Sunday, August 12, 2012

Extensive Travel

As I sat and watched the Olympics tonight I came to a realization.  They were showing a night view of London Bridge and it was beautiful.  I thought to myself that I would love to see that one day.  My next thought was slightly sobering.  I will never be able to see the London Bridge. I will never be able to see any of the things I have seen in images of other countries.  This is a fact that has just become clear to me. I am not destined to travel to distant nations.  I am comfortable with this.  I have my path and it does not lead me across the ocean. It leads me on an internal journey. One that has and will create rich memories of vivid experiences.  I have experienced things that I cannot describe. I have overcome obstacles that seemed insurmountable. I feel like I have traveled many miles but still have more in front of me than behind me.  I will not see the great wonders of the world but I have witnessed wonders of the human spirit. I have not been to the corners of the globe but I have been to the deepest parts of the heart. I will never have frequent-flyer miles but I have uncountable miles on my soul.

I have done all this traveling with a wonderful travel partner.  She has helped me finish some of the most difficult excursions. She has helped me rest after the longest trips. She has given me courage and built me up when I was feeling small.  She helps make the road less bumpy. It may not be a glamorous path but it is mine.

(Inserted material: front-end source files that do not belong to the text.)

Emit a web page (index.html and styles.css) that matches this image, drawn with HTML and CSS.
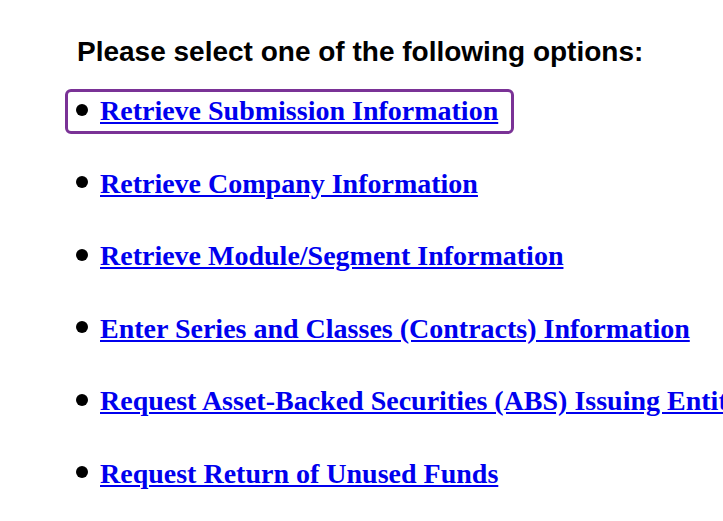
FILE: index.html
```html
<!DOCTYPE html>
<html>
<head>
<meta charset="utf-8">
<link rel="stylesheet" href="styles.css">
</head>
<body>
<div class="page">
  <h2 class="title">Please select one of the following options:</h2>
  <ul class="options">
    <li class="option focused"><span class="dot"></span><a href="#">Retrieve Submission Information</a></li>
    <li class="option"><span class="dot"></span><a href="#">Retrieve Company Information</a></li>
    <li class="option"><span class="dot"></span><a href="#">Retrieve Module/Segment Information</a></li>
    <li class="option"><span class="dot"></span><a href="#">Enter Series and Classes (Contracts) Information</a></li>
    <li class="option"><span class="dot"></span><a href="#">Request Asset-Backed Securities (ABS) Issuing Entities Information</a></li>
    <li class="option"><span class="dot"></span><a href="#">Request Return of Unused Funds</a></li>
  </ul>
</div>
</body>
</html>
```
FILE: styles.css
```css
html, body {
  margin: 0;
  padding: 0;
  background: #fff;
  overflow: hidden;
}
.page {
  padding: 36px 0 0 76px;
  width: 1100px;
}
.title {
  margin: 0 0 27px 1px;
  font-family: "Liberation Sans", Arial, sans-serif;
  font-weight: bold;
  font-size: 28px;
  line-height: 32px;
  color: #000;
}
.options {
  list-style: none;
  margin: 0;
  padding: 0;
  display: flex;
  flex-direction: column;
  gap: 40.6px;
}
.option {
  display: flex;
  align-items: center;
  gap: 12px;
  white-space: nowrap;
  font-family: "Liberation Serif", "Times New Roman", serif;
  font-weight: bold;
  font-size: 28px;
  line-height: 32px;
}
.dot {
  width: 12px;
  height: 12px;
  border-radius: 50%;
  background: #000;
  margin-top: -3px;
  flex: none;
}
.option a {
  color: #0000ee;
  text-decoration: underline;
}
.focused {
  width: fit-content;
  margin: -6px 0 -7px -11px;
  padding: 3px 13px 4px 8px;
  border: 3px solid #7a3296;
  border-radius: 6px;
}
```
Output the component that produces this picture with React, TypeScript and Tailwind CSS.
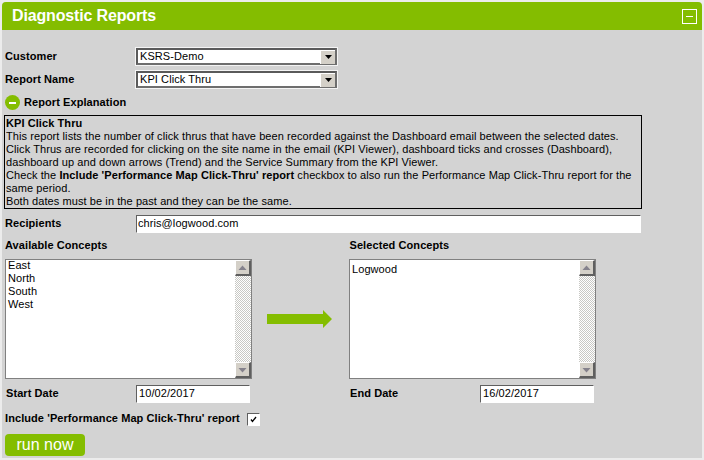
const sunken = "border border-t-[#5f5f5f] border-l-[#5f5f5f] border-b-white border-r-white";

function ScrollButton({ up }: { up?: boolean }) {
  return (
    <div className="flex h-4 w-4 shrink-0 items-center justify-center border-t border-l border-r-2 border-b-2 border-t-white border-l-white border-r-[#5f5f5f] border-b-[#5f5f5f] bg-[#d4d0c8]">
      <svg width="9" height="6" viewBox="0 0 9 6">
        <path d={up ? "M4.5 0.5 L8.5 5 L0.5 5 Z" : "M0.5 1 L8.5 1 L4.5 5.5 Z"} fill="#85828c" />
      </svg>
    </div>
  );
}

function ListBox({ items, offset }: { items: string[]; offset: string }) {
  return (
    <div className="flex h-[120px] w-[247px] shrink-0 border border-[#808080] bg-white">
      <div className={`flex-1 pl-[2px] text-[11px] leading-[13px] tracking-[0.08px] text-black ${offset}`}>
        {items.map((item) => (
          <div key={item}>{item}</div>
        ))}
      </div>
      <div className="flex w-4 shrink-0 flex-col justify-between bg-[repeating-conic-gradient(#c8c8c4_0_25%,#ffffff_0_50%)] bg-[length:2px_2px]">
        <ScrollButton up />
        <ScrollButton />
      </div>
    </div>
  );
}

function SelectBox({ value }: { value: string }) {
  return (
    <div className="h-[19px] w-[203px] border border-[#f4f4f4]">
      <div className="flex h-full items-center justify-between border-2 border-t-[#5a5a5a] border-l-[#5a5a5a] border-r-[#6e6e6e] border-b-[#6e6e6e] bg-white pl-[2px]">
        <span className="text-[11px] tracking-[0.08px] text-black">{value}</span>
        <div className="flex h-[14px] w-[15px] items-center justify-center border-t border-l border-t-white border-l-white bg-[#d4d0c8]">
          <svg width="7" height="4" viewBox="0 0 7 4">
            <path d="M0 0 H7 L3.5 4 Z" fill="#000000" />
          </svg>
        </div>
      </div>
    </div>
  );
}

function DateField({ value }: { value: string }) {
  return (
    <input
      readOnly
      value={value}
      className={`h-[18px] w-[114px] bg-white pb-[2px] pl-[2px] text-[11px] tracking-[0.08px] text-black outline-none ${sunken}`}
    />
  );
}

export default function App() {
  return (
    <div className="h-[460px] w-[704px] overflow-hidden bg-[#ececec] p-[2px] font-['Liberation_Sans',Arial,sans-serif]">
      <div className="h-[456px] w-[700px] rounded-tr-[4px] rounded-tl-[4px] bg-[#d3d3d3]">
        <div className="flex h-[28px] items-center justify-between rounded-tr-[4px] rounded-tl-[4px] bg-[#84bd00] pr-[5px] pl-[10px]">
          <h1 className="text-[16px] font-bold tracking-[-0.15px] text-white">Diagnostic Reports</h1>
          <button className="flex h-[15px] w-[15px] items-center justify-center border border-white">
            <span className="h-px w-[7px] bg-white" />
          </button>
        </div>

        <div className="pt-[17px] pl-[3px] text-[11px] tracking-[0.08px] text-black">
          <div className="flex h-[19px] items-center">
            <label className="w-[130px] font-bold">Customer</label>
            <SelectBox value="KSRS-Demo" />
          </div>
          <div className="mt-[4px] flex h-[19px] items-center">
            <label className="w-[130px] font-bold">Report Name</label>
            <SelectBox value="KPI Click Thru" />
          </div>
          <div className="mt-[6px] flex h-[15px] items-center gap-[4px]">
            <span className="flex h-[15px] w-[15px] items-center justify-center rounded-full bg-[#84bd00]">
              <span className="h-[2px] w-[7px] bg-white" />
            </span>
            <span className="font-bold">Report Explanation</span>
          </div>

          <div className="mt-[5px] ml-[-1px] h-[94px] w-[638px] border border-black px-[1px] pt-[1px] leading-[13px]">
            <div className="font-bold">KPI Click Thru</div>
            <div>This report lists the number of click thrus that have been recorded against the Dashboard email between the selected dates.</div>
            <div>Click Thrus are recorded for clicking on the site name in the email (KPI Viewer), dashboard ticks and crosses (Dashboard), dashboard up and down arrows (Trend) and the Service Summary from the KPI Viewer.</div>
            <div>
              Check the <b>Include 'Performance Map Click-Thru' report</b> checkbox to also run the Performance Map Click-Thru report for the same period.
            </div>
            <div>Both dates must be in the past and they can be the same.</div>
          </div>

          <div className="mt-[6px] flex h-[18px] items-center">
            <label className="mb-[2px] w-[131px] font-bold">Recipients</label>
            <input
              readOnly
              value="chris@logwood.com"
              className={`h-[18px] w-[505px] bg-white pb-[2px] pl-[1px] text-[11px] tracking-[0.08px] text-black outline-none ${sunken}`}
            />
          </div>

          <div className="mt-[6px] flex h-[13px] items-center">
            <div className="w-[344.5px] font-bold">Available Concepts</div>
            <div className="font-bold">Selected Concepts</div>
          </div>

          <div className="mt-[7px] flex items-center">
            <ListBox items={["East", "North", "South", "West"]} offset="mt-[-1px]" />
            <svg width="65" height="18" viewBox="0 0 65 18" className="mr-[17px] ml-[15px] shrink-0">
              <path d="M0 4 H56 V0 L65 9 L56 18 V14 H0 Z" fill="#84bd00" />
            </svg>
            <ListBox items={["Logwood"]} offset="pt-[3px]" />
          </div>

          <div className="mt-[6px] flex h-[18px] items-center pl-[1px]">
            <label className="mb-[2px] w-[130px] font-bold">Start Date</label>
            <DateField value="10/02/2017" />
            <label className="mb-[2px] ml-[100px] w-[130px] font-bold">End Date</label>
            <DateField value="16/02/2017" />
          </div>

          <div className="mt-[10px] flex h-[13px] items-center">
            <label className="mb-[2px] font-bold">Include 'Performance Map Click-Thru' report</label>
            <span className={`ml-[7px] flex h-[13px] w-[13px] items-center justify-center bg-white ${sunken}`}>
              <svg width="9" height="9" viewBox="0 0 9 9">
                <path d="M2 4.5 L3.5 6.5 L7 2" fill="none" stroke="#000000" strokeWidth="1.3" />
              </svg>
            </span>
          </div>

          <button className="mt-[8px] h-[22px] w-[80px] rounded-[4px] bg-[#84bd00] text-[16px] leading-[22px] tracking-normal text-white">
            run now
          </button>
        </div>
      </div>
    </div>
  );
}
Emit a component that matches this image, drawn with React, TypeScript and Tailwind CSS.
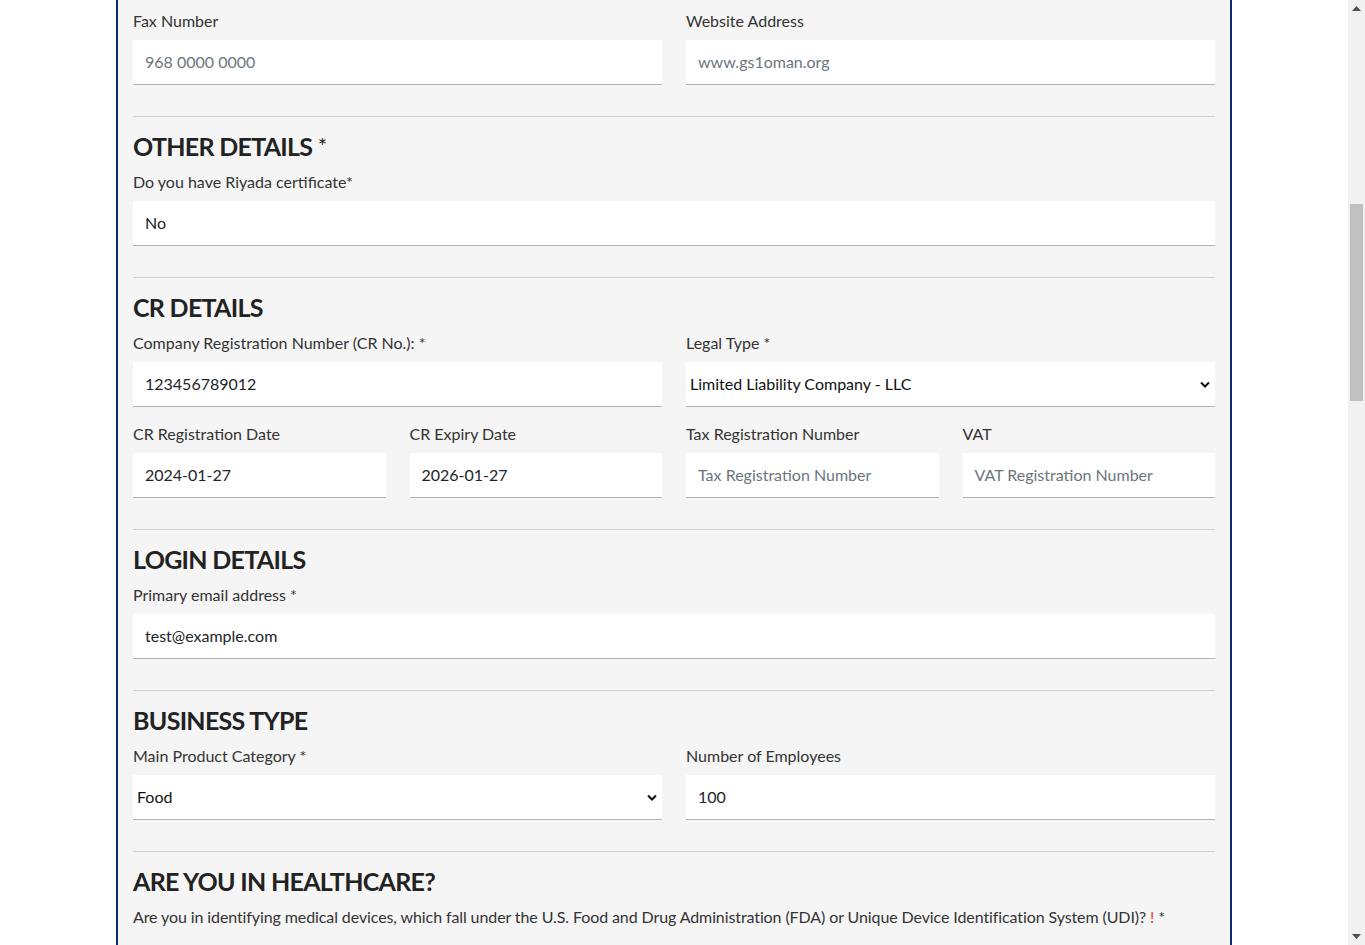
import React from 'react'

const font = { fontFamily: 'Lato, "Open Sans", sans-serif' }

const Label = ({ children, className = '' }: { children: React.ReactNode; className?: string }) => (
  <div className={`text-[16px] leading-[22px] text-[#333] mb-2 ${className}`}>{children}</div>
)

const Input = ({ value, placeholder }: { value?: string; placeholder?: string }) => (
  <div className="h-[45px] bg-white border-b border-[#b3b3b3] flex items-center px-3 text-[16px]">
    {value ? (
      <span className="text-[#212529]">{value}</span>
    ) : (
      <span className="text-[#6c757d]">{placeholder}</span>
    )}
  </div>
)

const Select = ({ value }: { value: string }) => (
  <div className="h-[45px] bg-white border-b border-[#b3b3b3] flex items-center justify-between pl-1 pr-[5px] text-[16px] text-[#111]">
    <span>{value}</span>
    <svg width="10" height="7" viewBox="0 0 10 7">
      <path d="M1 1.5 L5 5.5 L9 1.5" fill="none" stroke="#111" strokeWidth="2" />
    </svg>
  </div>
)

const Field = ({ label, children }: { label: React.ReactNode; children: React.ReactNode }) => (
  <div className="flex flex-col">
    <Label>{label}</Label>
    {children}
  </div>
)

const Section = ({ title, children }: { title: React.ReactNode; children: React.ReactNode }) => (
  <div className="mt-[31px] border-t border-[#cfcfcf]">
    <h2 className="mt-[12px] mb-[8px] text-[25px] leading-[34px] font-bold text-[#222] tracking-[-0.7px]">{title}</h2>
    {children}
  </div>
)

export default function App() {
  return (
    <div className="h-[945px] w-full flex overflow-hidden bg-white" style={font}>
      <div className="flex-1 flex justify-center">
        <div className="w-[1116px] h-full bg-[#f5f5f5] border-x-2 border-[#0b2c6b] px-[15px] pt-[10px]">
          {/* contact */}
          <div className="grid grid-cols-2 gap-x-6">
            <Field label="Fax Number">
              <Input placeholder="968 0000 0000" />
            </Field>
            <Field label="Website Address">
              <Input placeholder="www.gs1oman.org" />
            </Field>
          </div>

          <Section title={<>OTHER DETAILS <span className="font-normal text-[22px] align-top">*</span></>}>
            <Field label="Do you have Riyada certificate*">
              <Input value="No" />
            </Field>
          </Section>

          <Section title="CR DETAILS">
            <div className="grid grid-cols-2 gap-x-6">
              <Field label="Company Registration Number (CR No.): *">
                <Input value="123456789012" />
              </Field>
              <Field label="Legal Type *">
                <Select value="Limited Liability Company - LLC" />
              </Field>
            </div>
            <div className="grid grid-cols-4 gap-x-6 mt-4">
              <Field label="CR Registration Date">
                <Input value="2024-01-27" />
              </Field>
              <Field label="CR Expiry Date">
                <Input value="2026-01-27" />
              </Field>
              <Field label="Tax Registration Number">
                <Input placeholder="Tax Registration Number" />
              </Field>
              <Field label="VAT">
                <Input placeholder="VAT Registration Number" />
              </Field>
            </div>
          </Section>

          <Section title="LOGIN DETAILS">
            <Field label="Primary email address *">
              <Input value="test@example.com" />
            </Field>
          </Section>

          <Section title="BUSINESS TYPE">
            <div className="grid grid-cols-2 gap-x-6">
              <Field label="Main Product Category *">
                <Select value="Food" />
              </Field>
              <Field label="Number of Employees">
                <Input value="100" />
              </Field>
            </div>
          </Section>

          <Section title="ARE YOU IN HEALTHCARE?">
            <Label className="tracking-[-0.1px]">
              Are you in identifying medical devices, which fall under the U.S. Food and Drug Administration (FDA) or Unique
              Device Identification System (UDI)? <span className="text-[#e53935]">!</span> *
            </Label>
          </Section>
        </div>
      </div>

      {/* scrollbar */}
      <div className="w-[17px] h-full bg-[#f1f1f1] flex flex-col items-center">
        <div className="h-[17px] flex items-center justify-center">
          <svg width="9" height="5" viewBox="0 0 9 5">
            <path d="M0 5 L4.5 0 L9 5 Z" fill="#505050" />
          </svg>
        </div>
        <div className="w-[13px] h-[197px] bg-[#c1c1c1] mt-[187px]" />
        <div className="flex-1" />
        <div className="h-[17px] flex items-center justify-center">
          <svg width="9" height="5" viewBox="0 0 9 5">
            <path d="M0 0 L9 0 L4.5 5 Z" fill="#505050" />
          </svg>
        </div>
      </div>
    </div>
  )
}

Footnote.  I was just kind of rambling here. It may not make sense. My apologies if it doesn't.

Sunday, August 5, 2012

A Duo In Unum...Or Something Like that

Heather and I have been together almost 23 years. This seems unreal to me. I still look at other people as the grown-ups. We were just children when we started dating in 1989. There is no way we could have predicted the path our lives would take. I'm not sure where I am headed with this post but bear with me.  It just seems to me that we began our journey together as two very different people.  When I say different, I mean different from each other. Very different backgrounds, different family structures different in a lot of ways.A lot of people have been together for as long as we have but they have not necessarily been through what she and I have been through.  The things we have been through have made us closer than many couples.  They have made us act as one. Many couples finish each other's sentences but we actually don't even have to start the sentences.  We think the same thoughts at the same time.  We know what the other is thinking without the benefit of words.  True story.  Heather and I were Christmas shopping last year and had finish up.  We were sitting in the car and I asked her what she would like to eat.  She said " you know what I would like that we haven't had in a long time?' I'm not really sure how I knew it but I replied "Firehouse". She just kind of sat there and looked at me like I had read her most secret diary entry.

Heather "How did you know that?"

Me "I'm not really sure. When you asked the question I just saw a picture of Firehouse Subs"

Heather "That's just creepy."

This is one of many times that I was able to tell what Heather was thinking.  Now please understand that I am not claiming to be psychic.  I am just saying that Heather and I have been so emotionally bound that we somehow know the other's thought process.  One night we were driving on the interstate. I really don't remember where we were.  We came upon a stretch of highway where you could see for a long way.  Heather sighed slightly and I knew immediately what she was thinking. I said to her "You were just thinking of Montana weren't you?" She said "Yes. How did you know?".  I really didn't have an answer for her but I just knew what she was thinking.

It seems to happen more and more as we get older.  We can watch the same T.V. shows for several seasons and notice something we missed on the opening credits at the exact same time. Sometimes we just look at each other and shake our heads.

I guess the first time we ever got the hint that this would be the way of our life was when we were interviewed by someone who was getting their Master's degree.  They asked Heather and I both the same questions about being a parent of a disabled child. We were interviewed on different days when the other was not around. We never actually saw each other's answers.  The person who interviewed us told our mothers several months later that we had answered all the questions almost word-for-word the same. We were pretty surprised to hear that but if you told us that now it would seem reasonable.


Change

Back in the early part of Malry's Senior year Heather and I received a letter stating that there would be one more opportunity for us to have Malry's senior portrait taken for the yearbook. We had planned on having his portraits taken by a friend at home but the school was not accepting photos from outside photographers for the yearbook. We had, in the past, had very bad experiences with Malry's school pictures because he has no strength in his trunk to sit up and severe scoliosis.  We had no confidence in the photographers, so we scheduled a time for his portraits so that we could both be present during the session.

They say when you go back to school every thing seems smaller. I've found this to be true most times.  When I returned to my high school it didn't seem especially small.  It seemed quite empty. The library is no longer a library. It is a media center. Long gone are the shelves full of books with the Dewey Decimal numbers on them.  They are replaced with the monitors, keyboards and mouses(mice?) of computers. There is no smell of paper and covers full of page after page of information.  There is now the humming sound of small cooling fans on high-speed processors.  The whole thing seems sadly sterile to me.

Heather and I had the occasion to walk from one end of the school to the other to take Malry to the auditorium. The hallways were unusually large.  It seems they have installed windows into many of the classrooms.  I suppose this gives the illusion of bigger hall. I don't really know but it sounds good.  After pushing Malry down the hall towards the auditorium it dawned on me that another reason the hall seemed large was the absence of  lockers. Not one locker did we see. We mentioned this to a teacher.  The response was quite a surprise but painfully obvious in a way.  They don't need lockers because they don't have any books.